Comment 27th July 2010

Currently in this country there is a four year rule with regard to Overseas Trained Teachers (OTT) which states that OTTs can work as teachers in maintained and non maintained special schools in England for a period of up to four years, but must, during that period attend an Overseas Trained Teacher Programme or a Graduate Teacher Programme to achieve Qualified Teacher Status and be able to continue to teach in this country.

I believe that this four year rule needs to be revised, because not only does it waste time, but is an additional financial burden to many schools and education authorities which fund the QTS training for OTTs, a cost that many can't afford in the current economic situation. Surely Headteachers and Heads of Departments are more than able to assess whether a teacher meets the standards required to teach in England.  Even the submission of a portfolio and an independent inspection would save time and money and allow all teachers, even overseas trained ones, to get on with their jobs.

Why does this matter?

My idea to review this four year rule is important, as I believe it bars many well qualified OTTs from gaining full access to the teaching profession. For example, as in my case,  I am a British Citizen, I have trained in an English speaking, Commonwealth country, where the standards of Teacher Training are very high and easily verifiable.  In addition, I have a Bachelor of Education degree, rather than a Post Graduate Certificate of Education, and I feel that my qualifications are well above the minimal QTS standards required in this country.  I have an MA from Leeds Metropolitan University and a Diploma in the Theory and Practice of Counselling with Exeter College. I have had extensive teaching experience in this country in Special Education and Secondary Teaching, which I undertook before this four year rule was introduced. Furthermore, my managers, colleagues and students from my current school of employment would attest to my performance and agree that I am a dedicated, hard-working and popular teacher. Yet I am not able to continue teaching in this country next year unless I gain QTS, the path to which is all but barred to me, since the various training options do not take into account individual circumstances, such as teaching part-time and having other fixed commitments, as in my case, working as a counsellor.  As a result, my school will loose a dedicated and hard-working teacher, as I imagine will many schools around the country. 

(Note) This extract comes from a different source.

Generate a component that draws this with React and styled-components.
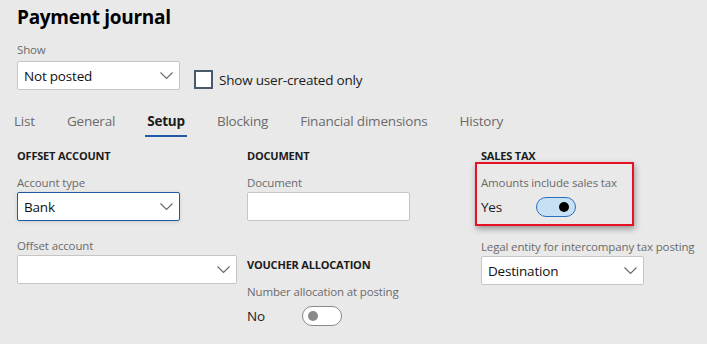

Moreover, I do not understand why the Labour government, and now the current coalition government, regard OTTs as ‘good enough’ to teach for four years, but not thereafter.  In this sense, this rule seems to be somewhat hypocritical.  Surely, to allow a teacher that is not seen to have met the standards required to teach in English schools, to actually teach here for four years, can be potentially detrimental to the education of many students, or so we are led to believe.  Either an OTT meets the standards or not, surely you cannot meet the standards for four years only.

As far as protecting jobs for British teachers, this too is ludicrous, as there are many OTTs that have British citizenship such as me.  Surely an OTT could easily be inspected and assessed by a trained invigilator, saving time and money for both schools and the current Government? Will the new government consider revising this incongruous rule and allow good teachers, whether trained overseas or not, to get on with their jobs.